Why do you think now is a good time to introduce a crowdfunding platform for communities, and what effect do you think YoCoFund can potentially have on creating small business jobs?
We recognize that small businesses are the core of the American economy. However, our financial system does not reflect this reality and great ideas often go unfunded in our communities. We believe a local crowdfunding platform introduces a fix to this problem. On our platform the community chooses for itself which businesses receive funding. This way, local entrepreneurs receive market information at an earlier stage than ever before, often before they hire workers or even open their doors. We are taking this decision-making process out of the hands of the financial elites and putting it into the hands of those who will benefit from the success of the business. This is grassroots finance.
What is the timeline looking like for bringing YoCoFund to other communities?

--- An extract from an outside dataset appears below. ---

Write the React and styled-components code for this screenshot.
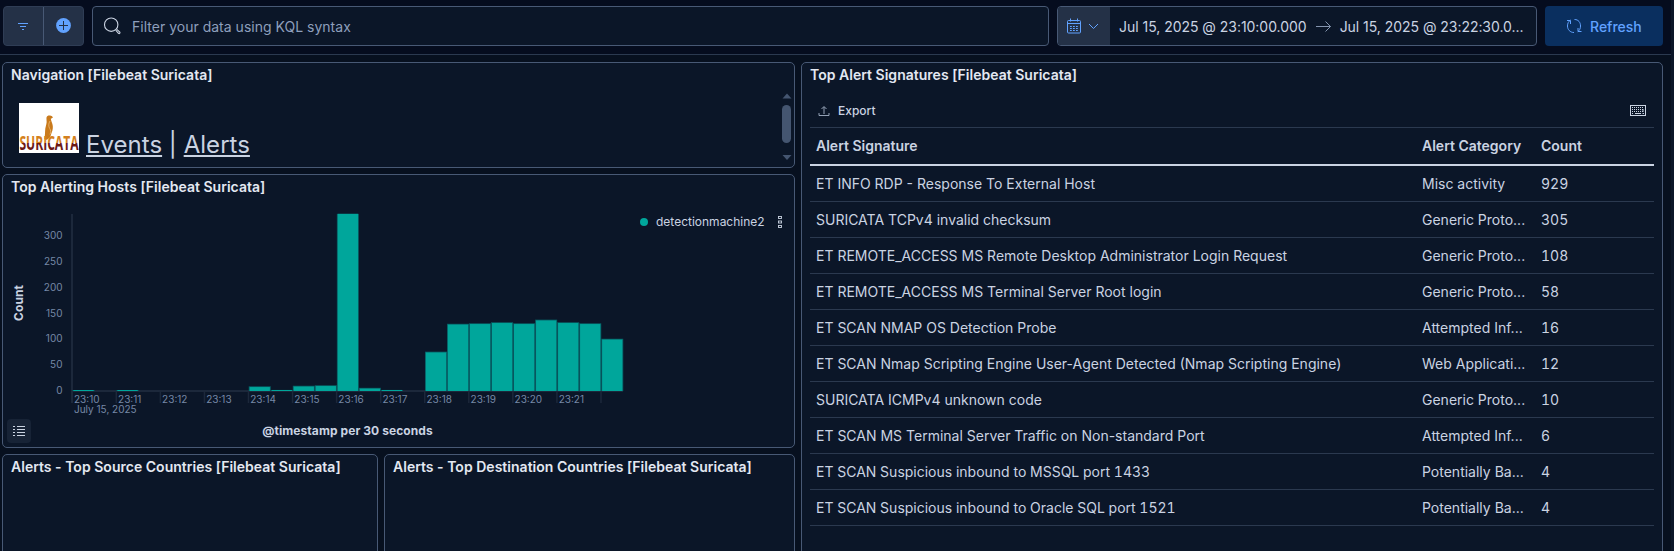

We’re just like any other startup in that you never really know exactly how things will go after you launch until, well, you launch. We have basically completed a soft launch in the past month or so and, although we have some goals and ideas regarding a timeline, the growth of YoCoFund is really contingent upon the interest we receive from the public asking us to add their communities to our platform. In the meantime, we will enjoy sharing our message how we believe our platform can fundamentally transform how communities organize and fund local improvement.